Applying the chain rule gives

$$\frac{d}{dn}\bigl(\tau_{n+1}-\tau_n\bigr) = \frac{d}{dn}\left(\frac{2\pi}{\omega_s} + \frac{1}{c}\bigl(d_{n+1}-d_n\bigr)\right),$$

where

$$d_{n+1} = \sqrt{\,X^2-2XR\cos\left(\Omega\,\tfrac{2\pi(n+1)}{\omega_s}\right)+R^2}$$

and

$$d_n = \sqrt{\,X^2-2XR\cos\left(\Omega\,\tfrac{2\pi n}{\omega_s}\right)+R^2}.$$

Differentiating $d_{n+1}-d_n$ with respect to $n$ involves applying the chain rule to each square root.

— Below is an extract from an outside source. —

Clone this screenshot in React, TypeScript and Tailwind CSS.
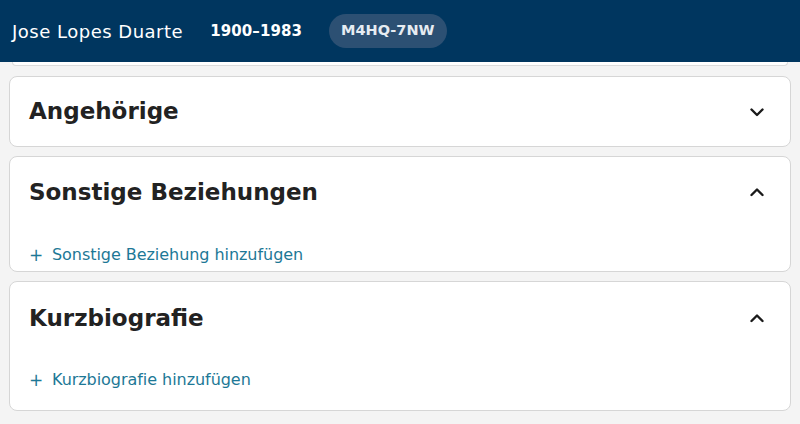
import React from 'react';

function Chevron({ up }: { up?: boolean }) {
  return (
    <svg width="16" height="16" viewBox="0 0 16 16" fill="none" stroke="#1a1a1a" strokeWidth={2.4} strokeLinecap="round" strokeLinejoin="round">
      {up ? <path d="M2.5 11 8 5.5l5.5 5.5" /> : <path d="M2.5 5.5 8 11l5.5-5.5" />}
    </svg>
  );
}

function AddLink({ label }: { label: string }) {
  return (
    <div className="flex items-center text-[16px] text-[#1d7896] leading-5">
      <span className="w-[23px] text-[17px]">+</span>
      <span className="tracking-[-0.05px]">{label}</span>
    </div>
  );
}

export default function App() {
  return (
    <div className="w-[800px] h-[424px] overflow-hidden bg-[#f4f4f4]" style={{ fontFamily: '"DejaVu Sans", Verdana, sans-serif' }}>
      <header className="h-[62px] bg-[#00365f] flex items-center px-3 text-white">
        <span className="text-[18px] tracking-[0.5px]">Jose Lopes Duarte</span>
        <span className="ml-[27px] text-[15px] font-bold tracking-[0.1px]">1900–1983</span>
        <span className="ml-[27px] h-[34px] px-[12px] rounded-full bg-[#2c5073] text-[#e6ecf2] text-[14.5px] font-bold flex items-center">M4HQ-7NW</span>
      </header>

      <div className="px-[9px]">
        <div className="h-[4px] mx-[3px] bg-white border border-t-0 border-[#dcdcdc] rounded-b-lg" />

        <div className="mt-[10px] flex flex-col gap-[9px]">
          <section className="h-[71px] bg-white border border-[#d6d6d6] rounded-lg flex items-center justify-between pl-[19px] pr-[25px]">
            <h2 className="text-[23px] font-bold text-[#222]">Angehörige</h2>
            <Chevron />
          </section>

          <section className="h-[116px] bg-white border border-[#d6d6d6] rounded-lg pl-[19px] pr-[25px] flex flex-col">
            <div className="h-[70px] flex items-center justify-between">
              <h2 className="text-[23px] font-bold text-[#222]">Sonstige Beziehungen</h2>
              <Chevron up />
            </div>
            <div className="mt-[18px]">
              <AddLink label="Sonstige Beziehung hinzufügen" />
            </div>
          </section>

          <section className="h-[130px] bg-white border border-[#d6d6d6] rounded-lg pl-[19px] pr-[25px] flex flex-col">
            <div className="h-[72px] flex items-center justify-between">
              <h2 className="text-[23px] font-bold text-[#222]">Kurzbiografie</h2>
              <Chevron up />
            </div>
            <div className="mt-[16px]">
              <AddLink label="Kurzbiografie hinzufügen" />
            </div>
          </section>
        </div>
      </div>
    </div>
  );
}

This gives a transcendental equation in $\tfrac{2\pi n}{\omega_s}$. Let $n_{\ast}$ represent a real solution satisfying

$$\frac{d}{dn}\bigl(\tau_{n+1}-\tau_n\bigr)\Bigl|_{n=n_{\ast}}=0.$$

Thus, $f_r(n)$ reaches an extremum at $n=n_{\ast}$. The peak observed frequency is then

$$f_{\max} = f_r(n_{\ast}) = \frac{1}{\,\tau_{n_{\ast}+1}-\tau_{n_{\ast}}\,}.$$

Note that the orbital phase $\Omega\,\tfrac{2\pi n_{\ast}}{\omega_s}$ is entangled within a trigonometric function inside a square root, preventing us from isolating $\Omega$ (or $T_s=2\pi/\Omega$) in a closed form using elementary functions. We must solve for $\Omega$ numerically by iteratively adjusting $\Omega$ until the peak of $\frac{1}{\,\tau_{n+1}-\tau_n\,}$ matches the measured $f_{\max}$. In the limit $X\gg R$, $d_{n+1}-d_n$ becomes a small perturbation, simplifying the derivative test and leading to a far-field Doppler approximation where a closed-form relation between $T_s$ and $\tfrac{f_{\max}}{f_s}-1$ exists. However, when $X$ is on the order of $R$, the transcendental nature of the exact discrete-crest condition prevents a purely algebraic solution, which means that numerical methods are needed.